Wickes insists that the accents have no effects outside the boundaries of a verse. This claim is demonstrably false on every page of Scripture. The accents are part of a musical composition. In prose, musical phrases show connectivity frequently. In poetry the shape of the use of the accents often defines the stanza structure of a poem. Every part of a musical composition is needed for its completion.

Also, no accent is subordinate to any other except the ornaments which require a reciting note to determine their pitch. This makes it subordinate to up to eight different accents below the text – a wholly different idea from the militaristic formation of hierarchies of accents. Notes and ornaments are all part of the whole and all needed by the whole, not as a slave needs its master, but as a melody needs all its parts to be complete.

As I compare Beth Owen’s style with that of Suzanne Haïk-Vantoura, I am struck by the fact that Owen follows scholarly citation rules. On the other hand, Haïk-Vantoura’s early opinions on the musical modes and ornaments come across as subjective. They are not anchored to other works in the same subject area. Owen’s work is meticulous and complete—at least on a first (and second) scan.
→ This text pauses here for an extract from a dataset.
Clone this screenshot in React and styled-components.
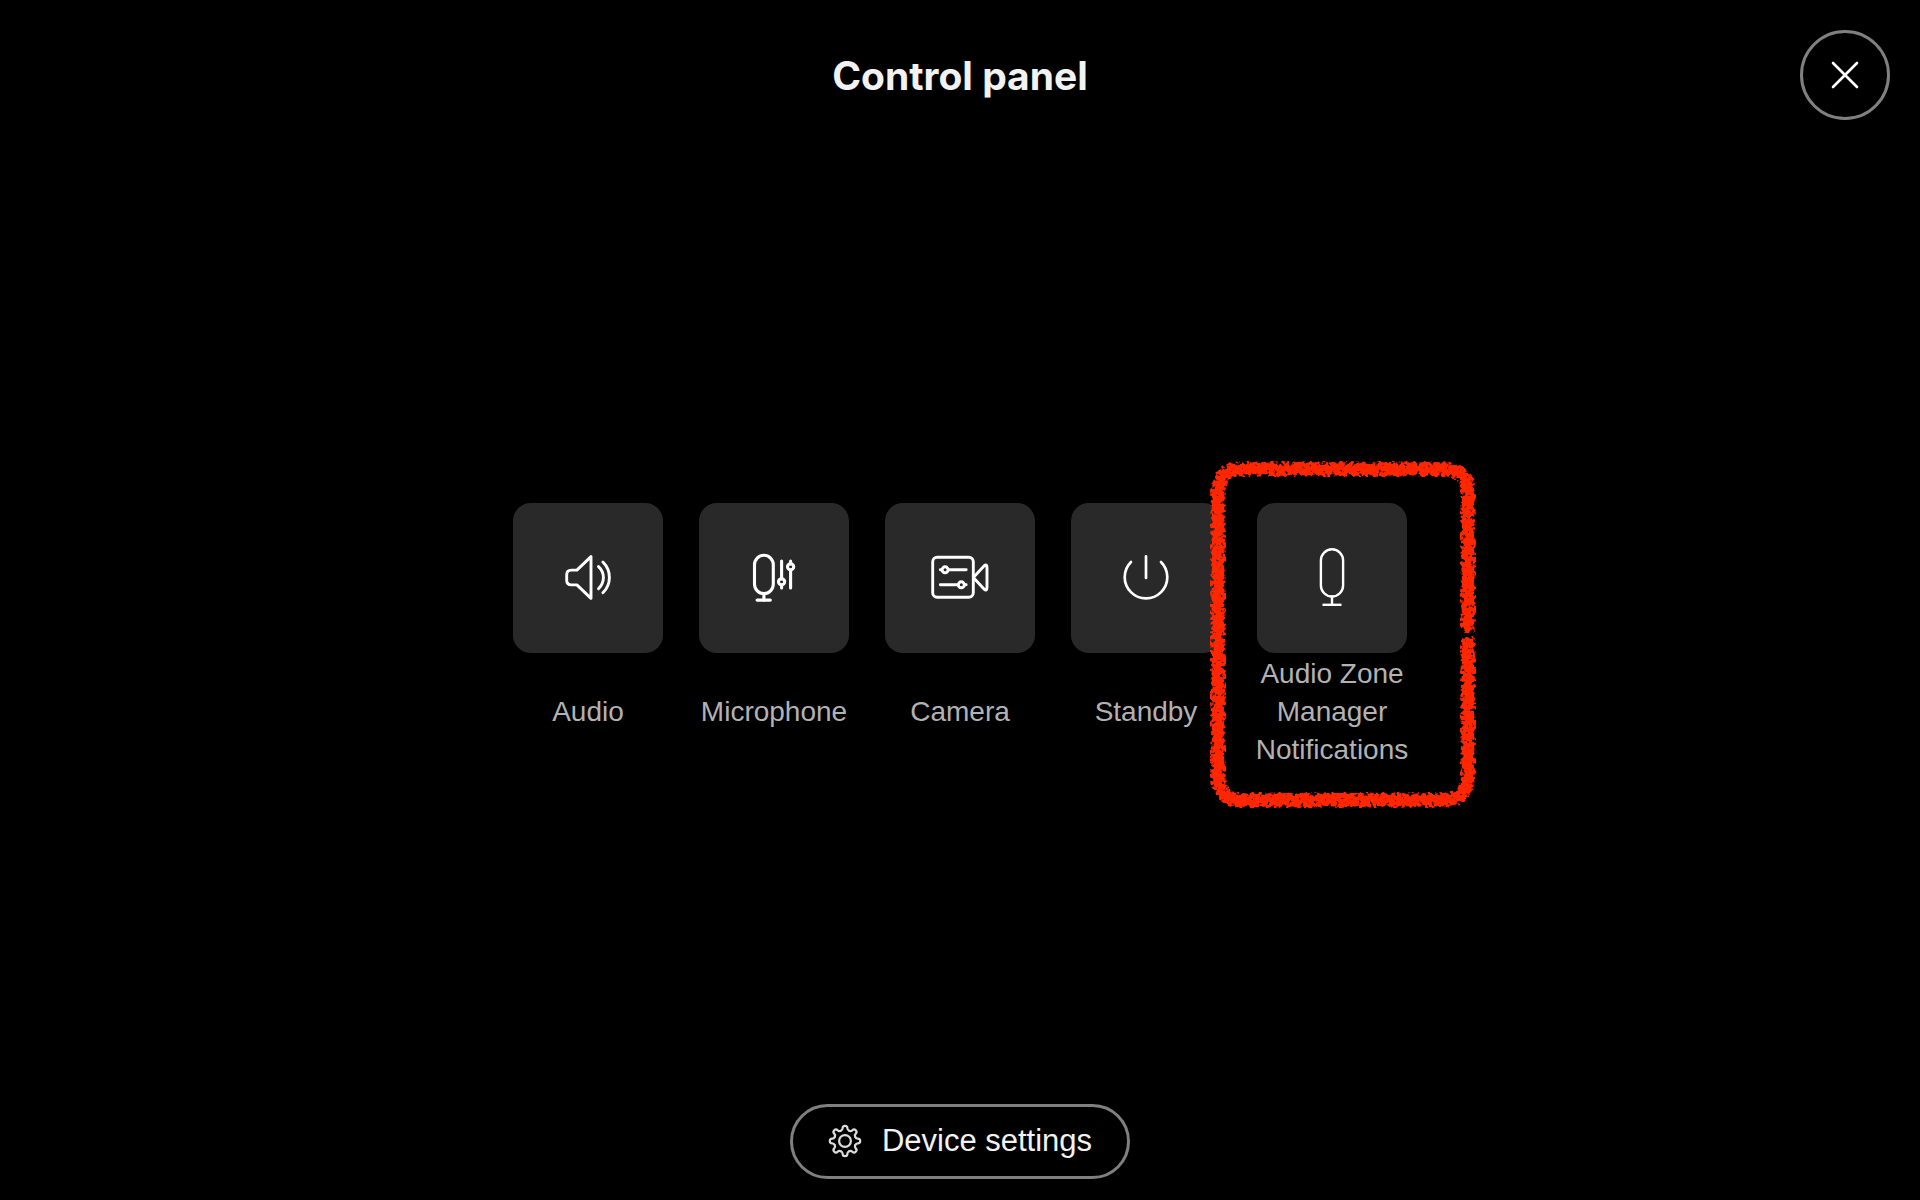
import React from "react";
import styled, { createGlobalStyle } from "styled-components";

const GlobalStyle = createGlobalStyle`
  *, *::before, *::after { box-sizing: border-box; }
  body {
    margin: 0;
    background: #000;
    color: #f2f2f2;
    font-family: "Liberation Sans", Arial, sans-serif;
  }
  button { font: inherit; color: inherit; cursor: pointer; }
`;

const Page = styled.div`
  display: flex;
  flex-direction: column;
  min-height: 100vh;
`;

const Header = styled.header`
  display: grid;
  grid-template-columns: 1fr auto 1fr;
  align-items: center;
  padding: 30px 30px 48px;
`;

const Title = styled.h1`
  grid-column: 2;
  margin: 0;
  padding-top: 2px;
  font-family: Inter, "Liberation Sans", sans-serif;
  font-size: 39px;
  line-height: 48px;
  font-weight: 700;
`;

const CloseButton = styled.button`
  grid-column: 3;
  justify-self: end;
  display: grid;
  place-items: center;
  width: 90px;
  height: 90px;
  padding: 0;
  border: 3px solid #808080;
  border-radius: 50%;
  background: transparent;
`;

const Main = styled.main`
  flex: 1;
  display: flex;
  align-items: center;
  justify-content: center;
`;

const Actions = styled.ul`
  display: flex;
  margin: 0;
  padding: 0;
  list-style: none;
`;

const Action = styled.li`
  position: relative;
  width: 186px;
`;

const ActionButton = styled.button`
  display: flex;
  flex-direction: column;
  align-items: center;
  width: 100%;
  padding: 0;
  border: 0;
  background: transparent;
`;

const Tile = styled.span`
  display: grid;
  place-items: center;
  width: 150px;
  height: 150px;
  border-radius: 18px;
  background: #292929;
`;

const Label = styled.span`
  display: flex;
  align-items: center;
  justify-content: center;
  min-height: 116px;
  padding-top: 2px;
  font-size: 28px;
  line-height: 38px;
  text-align: center;
  color: #b2b2b2;
`;

const Footer = styled.footer`
  display: flex;
  justify-content: center;
  padding-bottom: 21px;
`;

const SettingsButton = styled.button`
  display: flex;
  align-items: center;
  gap: 20px;
  height: 75px;
  padding: 0 35px 2px;
  border: 3px solid #808080;
  border-radius: 38px;
  background: transparent;
  font-size: 31px;
  line-height: 38px;
`;

const Marker = styled.svg`
  position: absolute;
  left: -38px;
  top: -52px;
  width: 286px;
  height: 366px;
  pointer-events: none;
`;

const Glyph = ({ size = 60, width = 2.7, children }) => (
  <svg
    width={size}
    height={size}
    viewBox={`0 0 ${size} ${size}`}
    fill="none"
    stroke="#fff"
    strokeWidth={width}
    strokeLinecap="round"
    strokeLinejoin="round"
    aria-hidden="true"
  >
    {children}
  </svg>
);

const AudioIcon = () => (
  <Glyph width={2.9}>
    <path d="M33 8.6V50.4L18.9 36.9H13.3Q8.7 36.9 8.7 32.3V26.7Q8.7 22.1 13.3 22.1H18.9Z" />
    <path d="M40.5 18.6Q45.4 23.1 45.4 29.5T40.5 40.8" />
    <path d="M44.9 14Q51.4 20.4 51.4 29.5T44.9 44.8" />
  </Glyph>
);

const MicrophoneIcon = () => (
  <Glyph width={3.1}>
    <rect x="10.5" y="7.3" width="18.8" height="38.3" rx="9.4" />
    <path d="M19.9 46V52" />
    <path d="M13.2 52.1H26.2" strokeWidth="3.4" />
    <path d="M37.6 13V31M37.6 37V40M46.6 13V16M46.6 22V40" />
    <circle cx="37.6" cy="33.8" r="3.1" />
    <circle cx="46.6" cy="18.8" r="3.1" />
  </Glyph>
);

const CameraIcon = () => (
  <Glyph width={2.9}>
    <rect x="2.7" y="9.2" width="40.6" height="40" rx="4.5" />
    <path d="M10.3 21.8H12M18.2 21.8H36.2M10.3 36.8H28.2M34.4 36.8H36.2" />
    <circle cx="15.1" cy="21.8" r="3" />
    <circle cx="31.3" cy="36.8" r="3" />
    <path d="M44.5 28.2L54 18Q57 15.6 57 19.4V39.6Q57 43.4 54 41L44.5 30.8" />
  </Glyph>
);

const PowerIcon = () => (
  <Glyph>
    <path d="M30 8.4V30" />
    <path d="M15 14A21.3 21.3 0 1 0 45 14" />
  </Glyph>
);

const ZoneIcon = () => (
  <Glyph width={2.4}>
    <rect x="18.9" y="1.3" width="22.2" height="47.2" rx="11.1" />
    <path d="M30 48.5V56.5" />
    <path d="M20.5 56.8H39.5" strokeLinecap="butt" />
  </Glyph>
);

const CloseIcon = () => (
  <Glyph size={30} width={2.6}>
    <path d="M3 3L27 27M27 3L3 27" />
  </Glyph>
);

const GEAR_ANGLES = [0, 45, 90, 135, 180, 225, 270, 315];

const GearIcon = () => (
  <svg
    width="34"
    height="34"
    viewBox="0 0 34 34"
    fill="none"
    stroke="#dcdcdc"
    strokeWidth="2.2"
    strokeLinecap="round"
    strokeLinejoin="round"
    aria-hidden="true"
  >
    <circle cx="17" cy="17" r="5.9" />
    {GEAR_ANGLES.map((angle) => (
      <path
        key={angle}
        transform={`rotate(${angle} 17 17)`}
        d="M12.8 6.8C14.1 6.3 14.6 5.4 14.6 4.2A2.4 2.4 0 0 1 19.4 4.2C19.4 5.4 19.9 6.3 21.2 6.8"
      />
    ))}
  </svg>
);

const Highlight = () => (
  <Marker viewBox="0 0 286 366" aria-hidden="true">
    <defs>
      <filter
        id="crayon"
        filterUnits="userSpaceOnUse"
        x="0"
        y="0"
        width="286"
        height="366"
        colorInterpolationFilters="sRGB"
      >
        <feTurbulence type="fractalNoise" baseFrequency="0.26" numOctaves="2" seed="7" result="noise" />
        <feColorMatrix
          in="noise"
          type="matrix"
          values="0 0 0 0 0  0 0 0 0 0  0 0 0 0 0  1 0 0 0 0"
          result="grain"
        />
        <feGaussianBlur in="SourceAlpha" stdDeviation="2.4" result="soft" />
        <feComposite in="soft" in2="grain" operator="arithmetic" k2="1" k3="1.7" k4="-0.85" result="mixed" />
        <feComponentTransfer in="mixed" result="edge">
          <feFuncA type="linear" slope="4" intercept="-1.7" />
        </feComponentTransfer>
        <feMorphology in="SourceAlpha" operator="dilate" radius="1" result="reach" />
        <feFlood floodColor="#ff2600" />
        <feComposite in2="edge" operator="in" />
        <feComposite in2="reach" operator="in" />
      </filter>
    </defs>
    <g filter="url(#crayon)">
      <path
        d="M267 181V42Q267 18 243 18H41Q17 18 17 42V325Q17 349 41 349H243Q267 349 267 325V186"
        fill="none"
        stroke="#ff2600"
        strokeWidth="14"
      />
    </g>
  </Marker>
);

const ACTIONS = [
  { label: "Audio", Icon: AudioIcon },
  { label: "Microphone", Icon: MicrophoneIcon },
  { label: "Camera", Icon: CameraIcon },
  { label: "Standby", Icon: PowerIcon },
  { label: "Audio Zone Manager Notifications", Icon: ZoneIcon, highlighted: true },
];

export default function App() {
  return (
    <Page>
      <GlobalStyle />
      <Header>
        <Title>Control panel</Title>
        <CloseButton type="button" aria-label="Close">
          <CloseIcon />
        </CloseButton>
      </Header>
      <Main>
        <Actions>
          {ACTIONS.map(({ label, Icon, highlighted }) => (
            <Action key={label}>
              <ActionButton type="button">
                <Tile>
                  <Icon />
                </Tile>
                <Label>{label}</Label>
              </ActionButton>
              {highlighted && <Highlight />}
            </Action>
          ))}
        </Actions>
      </Main>
      <Footer>
        <SettingsButton type="button">
          <GearIcon />
          Device settings
        </SettingsButton>
      </Footer>
    </Page>
  );
}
Nonetheless, I have found Haïk-Vantoura's deciphering key to elucidate wonderful music, and though Owen is clear for which I am very grateful, but the rules she documents so well do not produce music or elucidate musical structure or restore tone of voice. These things are restored by a correct understanding of the accents and their melodic usage.

Citations in the above introduction:
  • MacDonald, Bob. 2016. The Song in the Night, According to the Melody in the Accents of the Hebrew Text (Energion).
  • Owen, Beth. "To Speak - To Listen: To Write - To Read: To Sing: The Interplay of Orality and Literacy in Hebrew Torah Cantillation ." Doctoral dissertation, Ohio State University, 2021. http://rave.ohiolink.edu/etdc/view?acc_num=osu162068228714457
  • Wickes, William. 1881, 1887. 1970. Two treatises on the accentuation of the Old Testament. Ed. Orlinsky, with a prolegomenon by Aron Dotan.